To do => Copy the data precisely, character for character, and leave out every picture.

Information provided =>

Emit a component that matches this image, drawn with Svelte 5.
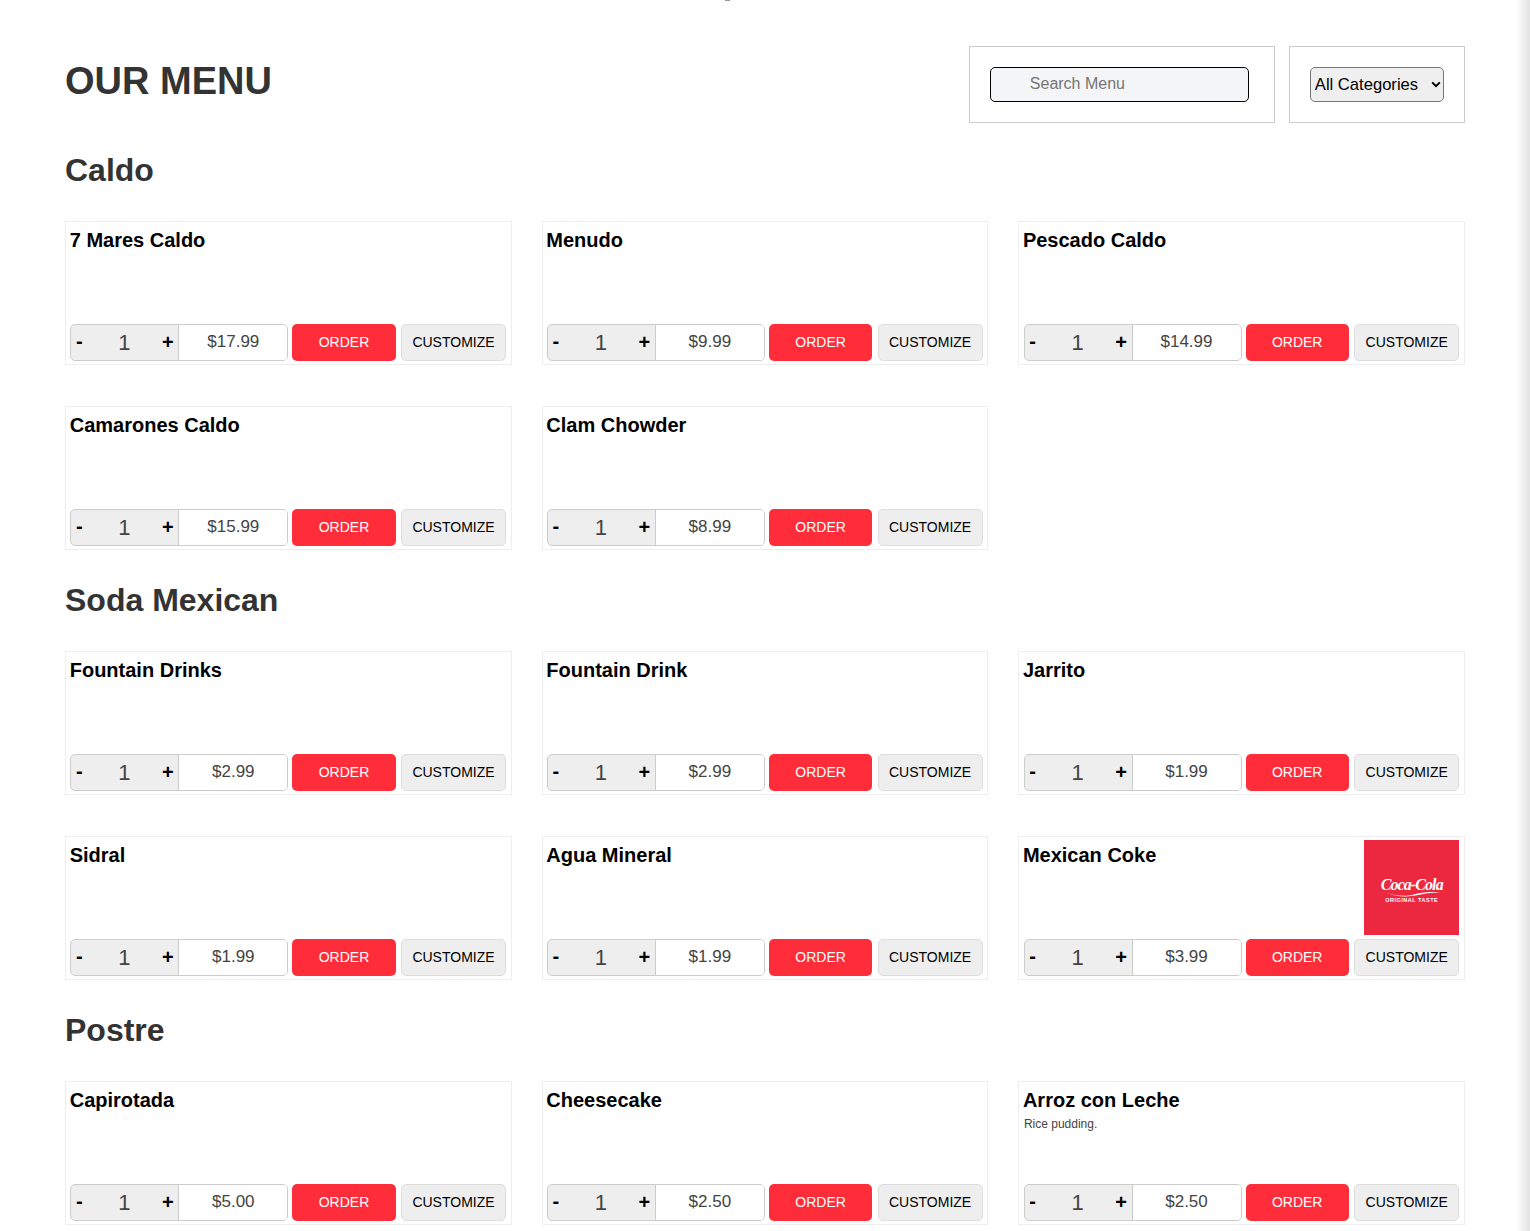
<script>
  const sections = [
    { name: 'Caldo', items: [
      { name: '7 Mares Caldo', price: '$17.99' },
      { name: 'Menudo', price: '$9.99' },
      { name: 'Pescado Caldo', price: '$14.99' },
      { name: 'Camarones Caldo', price: '$15.99' },
      { name: 'Clam Chowder', price: '$8.99' }
    ]},
    { name: 'Soda Mexican', items: [
      { name: 'Fountain Drinks', price: '$2.99' },
      { name: 'Fountain Drink', price: '$2.99' },
      { name: 'Jarrito', price: '$1.99' },
      { name: 'Sidral', price: '$1.99' },
      { name: 'Agua Mineral', price: '$1.99' },
      { name: 'Mexican Coke', price: '$3.99', logo: true }
    ]},
    { name: 'Postre', items: [
      { name: 'Capirotada', price: '$5.00' },
      { name: 'Cheesecake', price: '$2.50' },
      { name: 'Arroz con Leche', price: '$2.50', desc: 'Rice pudding.' }
    ]}
  ];
</script>

<div class="page">
  <span class="speck"></span>
  <main class="menu">
    <header class="head">
      <h1>OUR MENU</h1>
      <div class="tools">
        <div class="tool search-box"><input class="search" placeholder="Search Menu" /></div>
        <div class="tool">
          <div class="select-wrap">
            <select class="cats"><option>All Categories</option></select>
            <svg class="chev" viewBox="0 0 10 7" width="10" height="7" aria-hidden="true">
              <path d="M1.2 1.4 L5 5.2 L8.8 1.4" fill="none" stroke="#000" stroke-width="2" />
            </svg>
          </div>
        </div>
      </div>
    </header>

    {#each sections as section}
      <section>
        <h2>{section.name}</h2>
        <div class="grid">
          {#each section.items as item}
            <article class="card">
              <div class="top">
                <div class="info">
                  <h3>{item.name}</h3>
                  {#if item.desc}<p>{item.desc}</p>{/if}
                </div>
                {#if item.logo}
                  <div class="logo">
                    <span class="script">Coca‑Cola</span>
                    <svg class="swoosh" viewBox="0 0 64 6" width="60" height="6" aria-hidden="true">
                      <path d="M4 1.5 C16 6 28 5.5 36 3 C44 0.8 54 0.5 62 1 C52 1.4 45 2.4 37 4.4 C27 6.6 14 6 4 1.5 Z" fill="#fff" />
                    </svg>
                    <span class="taste">ORIGINAL TASTE</span>
                  </div>
                {/if}
              </div>
              <div class="actions">
                <div class="qty">
                  <button class="step minus">-</button>
                  <span class="count">1</span>
                  <button class="step plus">+</button>
                  <span class="price">{item.price}</span>
                </div>
                <button class="order">ORDER</button>
                <button class="custom">CUSTOMIZE</button>
              </div>
            </article>
          {/each}
        </div>
      </section>
    {/each}
  </main>
  <div class="edge"></div>
</div>

<style>
  :global(body) {
    margin: 0;
    background: #fff;
    font-family: "Liberation Sans", Arial, sans-serif;
  }
  .page {
    position: relative;
    height: 1231px;
    overflow: hidden;
  }
  .speck {
    position: absolute;
    left: 725px;
    top: 0;
    width: 5px;
    height: 1px;
    background: #999;
  }
  .edge {
    position: absolute;
    top: 0;
    right: 0;
    bottom: 0;
    width: 14px;
    background: linear-gradient(to right, rgba(225, 225, 225, 0), #e2e2e2);
  }
  .menu {
    box-sizing: border-box;
    width: 1530px;
    padding: 46px 65.2px 0 65px;
  }
  .head {
    display: flex;
    justify-content: space-between;
    align-items: flex-start;
    height: 77px;
  }
  h1 {
    margin: 0;
    font-size: 38px;
    line-height: 70px;
    font-weight: 700;
    color: #333;
  }
  .tools {
    display: flex;
    gap: 14px;
  }
  .tool {
    box-sizing: border-box;
    height: 77px;
    padding: 20px;
    border: 1px solid #ccc;
  }
  .search-box {
    padding-right: 25px;
  }
  .search {
    display: block;
    box-sizing: border-box;
    width: 259px;
    height: 35px;
    padding: 0 0 2px 39px;
    border: 1px solid #000;
    border-radius: 5px;
    background: #f4f5f7;
    font: 16px "Liberation Sans", Arial, sans-serif;
  }
  .search::placeholder {
    color: #757575;
  }
  .select-wrap {
    position: relative;
    width: 134px;
    height: 35px;
  }
  .cats {
    display: block;
    appearance: none;
    box-sizing: border-box;
    width: 134px;
    height: 35px;
    padding: 0 0 0 4px;
    border: 1px solid #767676;
    border-radius: 5px;
    background-color: #efefef;
    color: #000;
    font: 16.6px "Liberation Sans", Arial, sans-serif;
  }
  .chev {
    position: absolute;
    left: 121px;
    top: 14px;
    pointer-events: none;
  }
  h2 {
    margin: 0;
    padding-top: 29px;
    height: 69px;
    font-size: 32px;
    line-height: 37px;
    font-weight: 700;
    color: #333;
    box-sizing: content-box;
  }
  .grid {
    display: grid;
    grid-template-columns: repeat(3, minmax(0, 1fr));
    column-gap: 30px;
    row-gap: 41px;
  }
  section + section {
    margin-top: 3px;
  }
  .card {
    box-sizing: border-box;
    min-width: 0;
    height: 144px;
    padding: 3px 4.6px 3px 4.3px;
    border: 1px solid #eee;
  }
  .top {
    display: flex;
    justify-content: space-between;
    height: 95px;
    margin-bottom: 4px;
  }
  .info {
    padding-top: 1px;
    margin-left: -0.6px;
  }
  h3 {
    margin: 0;
    font-size: 20px;
    line-height: 29px;
    font-weight: 700;
    color: #000;
  }
  .info p {
    margin: 2px 0 0 1px;
    font-size: 12px;
    line-height: 14px;
    color: #444;
  }
  .logo {
    box-sizing: border-box;
    width: 95px;
    height: 95px;
    padding-top: 35px;
    background: #ec2840;
    color: #fff;
    display: flex;
    flex-direction: column;
    align-items: center;
  }
  .script {
    font: italic 700 16px/19px "Liberation Serif", serif;
    letter-spacing: -0.9px;
  }
  .swoosh {
    display: block;
    margin-top: -3px;
  }
  .taste {
    font-size: 5.5px;
    line-height: 7px;
    font-weight: 700;
    letter-spacing: 0.5px;
  }
  .actions {
    display: flex;
    align-items: stretch;
    height: 37px;
  }
  .qty {
    box-sizing: border-box;
    display: flex;
    flex: 0 0 218px;
    align-items: center;
    border: 1px solid #ccc;
    border-radius: 5px;
    background: #eee;
    overflow: hidden;
  }
  .step {
    width: 20px;
    height: 100%;
    padding: 0;
    border: 0;
    background: transparent;
    color: #000;
    font: 700 20px "Liberation Sans", Arial, sans-serif;
  }
  .minus {
    width: 19px;
    padding: 0 3px 3px 0;
  }
  .plus {
    padding: 0 1px 1px 0;
  }
  .count {
    flex: 0 0 68px;
    text-align: center;
    font-size: 22px;
    color: #444;
  }
  .price {
    box-sizing: border-box;
    align-self: stretch;
    flex: 1;
    padding-bottom: 1px;
    display: flex;
    align-items: center;
    justify-content: center;
    background: #fff;
    border-left: 1px solid #ccc;
    font-size: 17px;
    color: #444;
  }
  .order,
  .custom {
    box-sizing: border-box;
    height: 37px;
    padding: 0 0 2px;
    border-radius: 5px;
    font: 14px "Liberation Sans", Arial, sans-serif;
  }
  .order {
    flex: 1 1 0;
    min-width: 0;
    margin-left: 4px;
    border: 0;
    background: #ff2d39;
    color: #fff;
  }
  .custom {
    flex: 0 0 105px;
    margin-left: 5.3px;
    border: 1px solid #ddd;
    background: #eee;
    color: #000;
  }
</style>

Correct answer =>
Emit a component that matches this image, drawn with Svelte 5.
<script>
  const sections = [
    { name: 'Caldo', items: [
      { name: '7 Mares Caldo', price: '$17.99' },
      { name: 'Menudo', price: '$9.99' },
      { name: 'Pescado Caldo', price: '$14.99' },
      { name: 'Camarones Caldo', price: '$15.99' },
      { name: 'Clam Chowder', price: '$8.99' }
    ]},
    { name: 'Soda Mexican', items: [
      { name: 'Fountain Drinks', price: '$2.99' },
      { name: 'Fountain Drink', price: '$2.99' },
      { name: 'Jarrito', price: '$1.99' },
      { name: 'Sidral', price: '$1.99' },
      { name: 'Agua Mineral', price: '$1.99' },
      { name: 'Mexican Coke', price: '$3.99', logo: true }
    ]},
    { name: 'Postre', items: [
      { name: 'Capirotada', price: '$5.00' },
      { name: 'Cheesecake', price: '$2.50' },
      { name: 'Arroz con Leche', price: '$2.50', desc: 'Rice pudding.' }
    ]}
  ];
</script>

<div class="page">
  <span class="speck"></span>
  <main class="menu">
    <header class="head">
      <h1>OUR MENU</h1>
      <div class="tools">
        <div class="tool search-box"><input class="search" placeholder="Search Menu" /></div>
        <div class="tool">
          <div class="select-wrap">
            <select class="cats"><option>All Categories</option></select>
            <svg class="chev" viewBox="0 0 10 7" width="10" height="7" aria-hidden="true">
              <path d="M1.2 1.4 L5 5.2 L8.8 1.4" fill="none" stroke="#000" stroke-width="2" />
            </svg>
          </div>
        </div>
      </div>
    </header>

    {#each sections as section}
      <section>
        <h2>{section.name}</h2>
        <div class="grid">
          {#each section.items as item}
            <article class="card">
              <div class="top">
                <div class="info">
                  <h3>{item.name}</h3>
                  {#if item.desc}<p>{item.desc}</p>{/if}
                </div>
                {#if item.logo}
                  <div class="logo">
                    <span class="script">Coca‑Cola</span>
                    <svg class="swoosh" viewBox="0 0 64 6" width="60" height="6" aria-hidden="true">
                      <path d="M4 1.5 C16 6 28 5.5 36 3 C44 0.8 54 0.5 62 1 C52 1.4 45 2.4 37 4.4 C27 6.6 14 6 4 1.5 Z" fill="#fff" />
                    </svg>
                    <span class="taste">ORIGINAL TASTE</span>
                  </div>
                {/if}
              </div>
              <div class="actions">
                <div class="qty">
                  <button class="step minus">-</button>
                  <span class="count">1</span>
                  <button class="step plus">+</button>
                  <span class="price">{item.price}</span>
                </div>
                <button class="order">ORDER</button>
                <button class="custom">CUSTOMIZE</button>
              </div>
            </article>
          {/each}
        </div>
      </section>
    {/each}
  </main>
  <div class="edge"></div>
</div>

<style>
  :global(body) {
    margin: 0;
    background: #fff;
    font-family: "Liberation Sans", Arial, sans-serif;
  }
  .page {
    position: relative;
    height: 1231px;
    overflow: hidden;
  }
  .speck {
    position: absolute;
    left: 725px;
    top: 0;
    width: 5px;
    height: 1px;
    background: #999;
  }
  .edge {
    position: absolute;
    top: 0;
    right: 0;
    bottom: 0;
    width: 14px;
    background: linear-gradient(to right, rgba(225, 225, 225, 0), #e2e2e2);
  }
  .menu {
    box-sizing: border-box;
    width: 1530px;
    padding: 46px 65.2px 0 65px;
  }
  .head {
    display: flex;
    justify-content: space-between;
    align-items: flex-start;
    height: 77px;
  }
  h1 {
    margin: 0;
    font-size: 38px;
    line-height: 70px;
    font-weight: 700;
    color: #333;
  }
  .tools {
    display: flex;
    gap: 14px;
  }
  .tool {
    box-sizing: border-box;
    height: 77px;
    padding: 20px;
    border: 1px solid #ccc;
  }
  .search-box {
    padding-right: 25px;
  }
  .search {
    display: block;
    box-sizing: border-box;
    width: 259px;
    height: 35px;
    padding: 0 0 2px 39px;
    border: 1px solid #000;
    border-radius: 5px;
    background: #f4f5f7;
    font: 16px "Liberation Sans", Arial, sans-serif;
  }
  .search::placeholder {
    color: #757575;
  }
  .select-wrap {
    position: relative;
    width: 134px;
    height: 35px;
  }
  .cats {
    display: block;
    appearance: none;
    box-sizing: border-box;
    width: 134px;
    height: 35px;
    padding: 0 0 0 4px;
    border: 1px solid #767676;
    border-radius: 5px;
    background-color: #efefef;
    color: #000;
    font: 16.6px "Liberation Sans", Arial, sans-serif;
  }
  .chev {
    position: absolute;
    left: 121px;
    top: 14px;
    pointer-events: none;
  }
  h2 {
    margin: 0;
    padding-top: 29px;
    height: 69px;
    font-size: 32px;
    line-height: 37px;
    font-weight: 700;
    color: #333;
    box-sizing: content-box;
  }
  .grid {
    display: grid;
    grid-template-columns: repeat(3, minmax(0, 1fr));
    column-gap: 30px;
    row-gap: 41px;
  }
  section + section {
    margin-top: 3px;
  }
  .card {
    box-sizing: border-box;
    min-width: 0;
    height: 144px;
    padding: 3px 4.6px 3px 4.3px;
    border: 1px solid #eee;
  }
  .top {
    display: flex;
    justify-content: space-between;
    height: 95px;
    margin-bottom: 4px;
  }
  .info {
    padding-top: 1px;
    margin-left: -0.6px;
  }
  h3 {
    margin: 0;
    font-size: 20px;
    line-height: 29px;
    font-weight: 700;
    color: #000;
  }
  .info p {
    margin: 2px 0 0 1px;
    font-size: 12px;
    line-height: 14px;
    color: #444;
  }
  .logo {
    box-sizing: border-box;
    width: 95px;
    height: 95px;
    padding-top: 35px;
    background: #ec2840;
    color: #fff;
    display: flex;
    flex-direction: column;
    align-items: center;
  }
  .script {
    font: italic 700 16px/19px "Liberation Serif", serif;
    letter-spacing: -0.9px;
  }
  .swoosh {
    display: block;
    margin-top: -3px;
  }
  .taste {
    font-size: 5.5px;
    line-height: 7px;
    font-weight: 700;
    letter-spacing: 0.5px;
  }
  .actions {
    display: flex;
    align-items: stretch;
    height: 37px;
  }
  .qty {
    box-sizing: border-box;
    display: flex;
    flex: 0 0 218px;
    align-items: center;
    border: 1px solid #ccc;
    border-radius: 5px;
    background: #eee;
    overflow: hidden;
  }
  .step {
    width: 20px;
    height: 100%;
    padding: 0;
    border: 0;
    background: transparent;
    color: #000;
    font: 700 20px "Liberation Sans", Arial, sans-serif;
  }
  .minus {
    width: 19px;
    padding: 0 3px 3px 0;
  }
  .plus {
    padding: 0 1px 1px 0;
  }
  .count {
    flex: 0 0 68px;
    text-align: center;
    font-size: 22px;
    color: #444;
  }
  .price {
    box-sizing: border-box;
    align-self: stretch;
    flex: 1;
    padding-bottom: 1px;
    display: flex;
    align-items: center;
    justify-content: center;
    background: #fff;
    border-left: 1px solid #ccc;
    font-size: 17px;
    color: #444;
  }
  .order,
  .custom {
    box-sizing: border-box;
    height: 37px;
    padding: 0 0 2px;
    border-radius: 5px;
    font: 14px "Liberation Sans", Arial, sans-serif;
  }
  .order {
    flex: 1 1 0;
    min-width: 0;
    margin-left: 4px;
    border: 0;
    background: #ff2d39;
    color: #fff;
  }
  .custom {
    flex: 0 0 105px;
    margin-left: 5.3px;
    border: 1px solid #ddd;
    background: #eee;
    color: #000;
  }
</style>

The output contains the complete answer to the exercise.